The words retired, fixed income, and divorce don’t always go that well together. Many retirees live primarily on Social Security and a small amount of investment income. A divorce, no matter how amicable, will often require the division of property. It is not uncommon for people to feel pressured to sell the home, due to current mortgage balances that are unaffordable, with a separation of income during a divorce. In other instances, couples will attempt to leverage up with inexpensive home equity lines of credit as a means of dividing the property. Both of these options create potentially unsuitable risk for the individuals, especially if they are retirees and on fixed income.
The sale of the property is expensive and it leaves both individuals with the requirement of seeking a residence on their individual fixed income. Secondly, the buyout option will leave the individual that resides in the home with variable debt that requires a monthly payment. The residual fixed income that remains after separation may not be enough to handle this strategy intermediate to longer term and this creates risk. Retirement is often not the phase in life were we are generously rewarded for taking such risk.

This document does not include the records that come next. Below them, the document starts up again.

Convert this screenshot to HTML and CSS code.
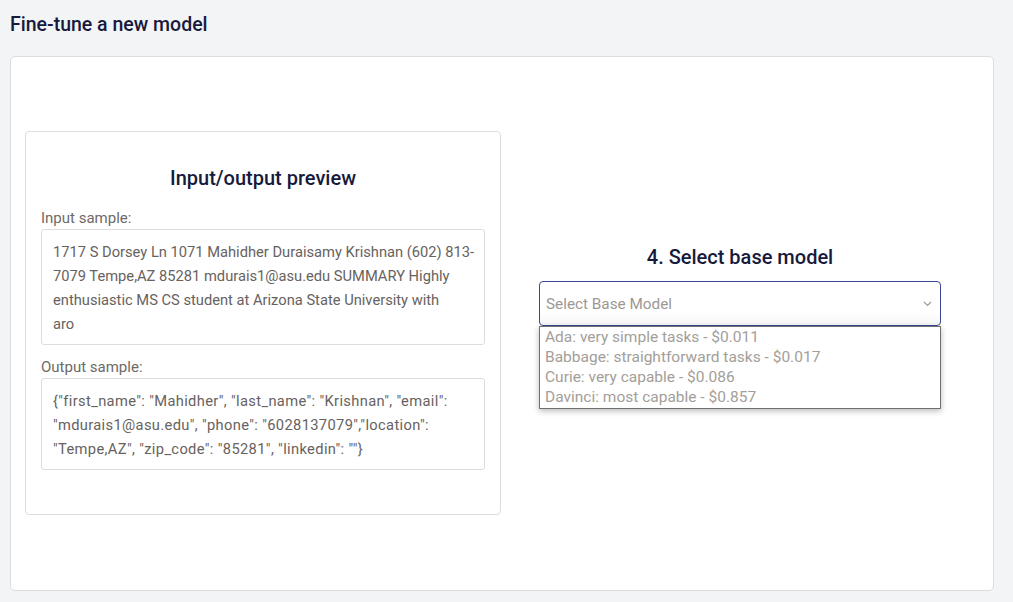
FILE: index.html
```html
<!DOCTYPE html>
<html lang="en">
<head>
<meta charset="utf-8">
<title>Fine-tune a new model</title>
<link rel="stylesheet" href="styles.css">
</head>
<body>
<div class="page">
  <h1 class="page-title">Fine-tune a new model</h1>
  <div class="card">
    <div class="preview">
      <h2 class="preview-title">Input/output preview</h2>
      <div class="field-label">Input sample:</div>
      <div class="sample">1717 S Dorsey Ln 1071 Mahidher Duraisamy Krishnan (602) 813-<br>7079 Tempe,AZ 85281 mdurais1@asu.edu SUMMARY Highly<br>enthusiastic MS CS student at Arizona State University with<br>aro</div>
      <div class="field-label second">Output sample:</div>
      <div class="sample json">{"first_name": "Mahidher", "last_name": "Krishnan", "email":<br>"mdurais1@asu.edu", "phone": "6028137079","location":<br>"Tempe,AZ", "zip_code": "85281", "linkedin": ""}</div>
    </div>
    <div class="model-col">
      <div class="model-box">
        <h2 class="model-title">4. Select base model</h2>
        <div class="select">
          <span class="placeholder">Select Base Model</span>
          <svg class="chevron" width="9" height="6" viewBox="0 0 9 6"><path d="M1 1l3.5 3.5L8 1" fill="none" stroke="#9a9a9a" stroke-width="1.2"/></svg>
        </div>
        <ul class="options">
          <li>Ada: very simple tasks - $0.011</li>
          <li>Babbage: straightforward tasks - $0.017</li>
          <li>Curie: very capable - $0.086</li>
          <li>Davinci: most capable - $0.857</li>
        </ul>
      </div>
    </div>
  </div>
</div>
</body>
</html>
```

FILE: styles.css
```css
* { box-sizing: border-box; }
html, body { margin: 0; padding: 0; }
body {
  background: #f3f4f6;
  font-family: Roboto, "Liberation Sans", sans-serif;
  color: #1c2045;
  width: 1013px;
  height: 602px;
  overflow: hidden;
}
.page {
  padding: 13px 19px 11px 10px;
  height: 602px;
  display: flex;
  flex-direction: column;
}
.page-title {
  margin: 0 0 19px 0;
  font-size: 19.5px;
  line-height: 24px;
  font-weight: 500;
  color: #171a3c;
}
.card {
  flex: 1;
  background: #fff;
  border: 1px solid #dddddd;
  border-radius: 5px;
  padding: 74px 14px 75px 14px;
  display: flex;
}
.preview {
  width: 476px;
  border: 1px solid #dddddd;
  border-radius: 4px;
  padding: 34px 15px 44px 15px;
}
.preview-title {
  margin: 0 0 18px 0;
  text-align: center;
  font-size: 20px;
  line-height: 24px;
  font-weight: 500;
  color: #171a3c;
}
.field-label {
  font-size: 15px;
  line-height: 20px;
  color: #6e6a66;
  margin-bottom: 1px;
}
.field-label.second { margin-top: 12px; }
.sample {
  border: 1px solid #dddddd;
  border-radius: 3px;
  padding: 10px 10px 8px 11px;
  font-size: 14.7px;
  line-height: 24px;
  color: #67625e;
  white-space: nowrap;
  overflow: hidden;
}
.sample.json { letter-spacing: 0.35px; }
.model-col {
  flex: 1;
  display: flex;
  align-items: center;
  justify-content: center;
}
.model-box {
  width: 402px;
  margin-top: 8px;
}
.model-title {
  margin: 0 0 12px 0;
  text-align: center;
  font-size: 20px;
  line-height: 24px;
  font-weight: 500;
  color: #171a3c;
}
.select {
  height: 45px;
  border: 1px solid #3b4796;
  border-radius: 4px;
  padding: 0 8px 0 6px;
  display: flex;
  align-items: center;
  justify-content: space-between;
  background: linear-gradient(#ffffff 70%, #f6f6f6);
}
.placeholder {
  font-size: 15.3px;
  color: #9c9894;
  padding-top: 1px;
}
.chevron { margin-top: 1px; }
.options {
  list-style: none;
  margin: 0;
  padding: 0 0 1px 0;
  border: 1px solid #707070;
  background: #fff;
  box-shadow: 0 2px 6px rgba(0,0,0,0.28);
}
.options li {
  font-size: 15.5px;
  line-height: 20px;
  padding-left: 5px;
  color: #a39e99;
}
```
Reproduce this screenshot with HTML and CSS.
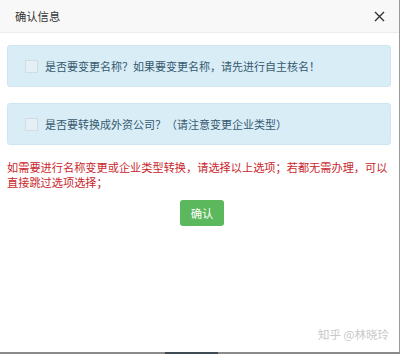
FILE: index.html
```html
<!DOCTYPE html>
<html lang="zh">
<head>
<meta charset="utf-8">
<link rel="stylesheet" href="styles.css">
</head>
<body>
<div class="dialog">
  <div class="header">
    <span class="title">确认信息</span>
    <span class="close">
      <svg width="11" height="11" viewBox="0 0 11 11"><path d="M1 1L10 10M10 1L1 10" stroke="#333" stroke-width="1.4" fill="none"/></svg>
    </span>
  </div>
  <div class="content">
    <div class="alert"><span class="box"></span><span>是否要变更名称？如果要变更名称，请先进行自主核名！</span></div>
    <div class="alert"><span class="box"></span><span>是否要转换成外资公司？（请注意变更企业类型）</span></div>
    <p class="warn">如需要进行名称变更或企业类型转换，请选择以上选项；若都无需办理，可以直接跳过选项选择；</p>
    <div class="actions"><button class="btn">确认</button></div>
  </div>
  <div class="footer"><span class="mark">知乎 @林晓玲</span></div>
</div>
<div class="scroll"><span class="thumb"></span></div>
</body>
</html>
```
FILE: styles.css
```css
html, body {
  margin: 0;
  padding: 0;
  background: #fff;
}
body {
  width: 400px;
  height: 354px;
  overflow: hidden;
  font-family: "Noto Sans CJK SC", "Noto Sans", sans-serif;
}
.dialog {
  width: 399px;
  height: 352px;
  border-right: 1px solid #9a9a9a;
  display: flex;
  flex-direction: column;
}
.header {
  height: 33px;
  box-sizing: border-box;
  background: #f8f8f8;
  border-bottom: 1px solid #ececec;
  display: flex;
  align-items: center;
  justify-content: space-between;
  padding: 0 14px 0 15px;
}
.title {
  font-size: 11.3px;
  color: #333;
}
.close {
  display: flex;
}
.content {
  padding: 12px 7px 0 7px;
  display: flex;
  flex-direction: column;
  flex: 1;
}
.alert {
  width: 384px;
  height: 42px;
  box-sizing: border-box;
  background: #d9edf7;
  border: 1px solid #cfe6f2;
  border-radius: 3px;
  display: flex;
  align-items: center;
  padding-left: 17px;
  font-size: 11px;
  color: #36596f;
  margin-bottom: 16px;
}
.box {
  width: 11px;
  height: 11px;
  border: 1px solid #d3dce1;
  background: #e4f0f6;
  margin-right: 7px;
  flex: none;
}
.warn {
  margin: -1px 0 0 0;
  font-size: 11.2px;
  line-height: 15px;
  color: #c9262c;
}
.actions {
  display: flex;
  justify-content: center;
  margin-top: 10px;
  padding-left: 5px;
}
.btn {
  width: 44px;
  height: 26px;
  border: none;
  border-radius: 3px;
  background: #5cb85c;
  color: #fff;
  font-family: inherit;
  font-size: 11.3px;
  padding: 0;
}
.footer {
  display: flex;
  justify-content: flex-end;
  padding: 0 10px 10px 0;
}
.mark {
  font-size: 11.5px;
  color: #c8c8c8;
}
.scroll {
  height: 2px;
  background: #8a8a8a;
  position: relative;
}
.thumb {
  position: absolute;
  left: 165px;
  width: 53px;
  top: 0;
  height: 2px;
  background: #3f4a55;
}
```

A more constructive option would be to use a Reverse Mortgage as the mechanism to create the liquidity needed to divide the property home equity. The Reverse Mortgage does not require a monthly mortgage payment so there is not additional pressure on either individuals fixed income. A couple seeking a constructive means of division of property can divide the property with relative ease and minimal risk. A Reverse will also eliminate any existing mortgages requiring payments on a property thereby making any negotiations related to property division that much more palatable. A Reverse Mortgage can be used for eligible homeowners to create a low risk pool of liquidity so they can better and more safely meet their objectives when faced with division of property options.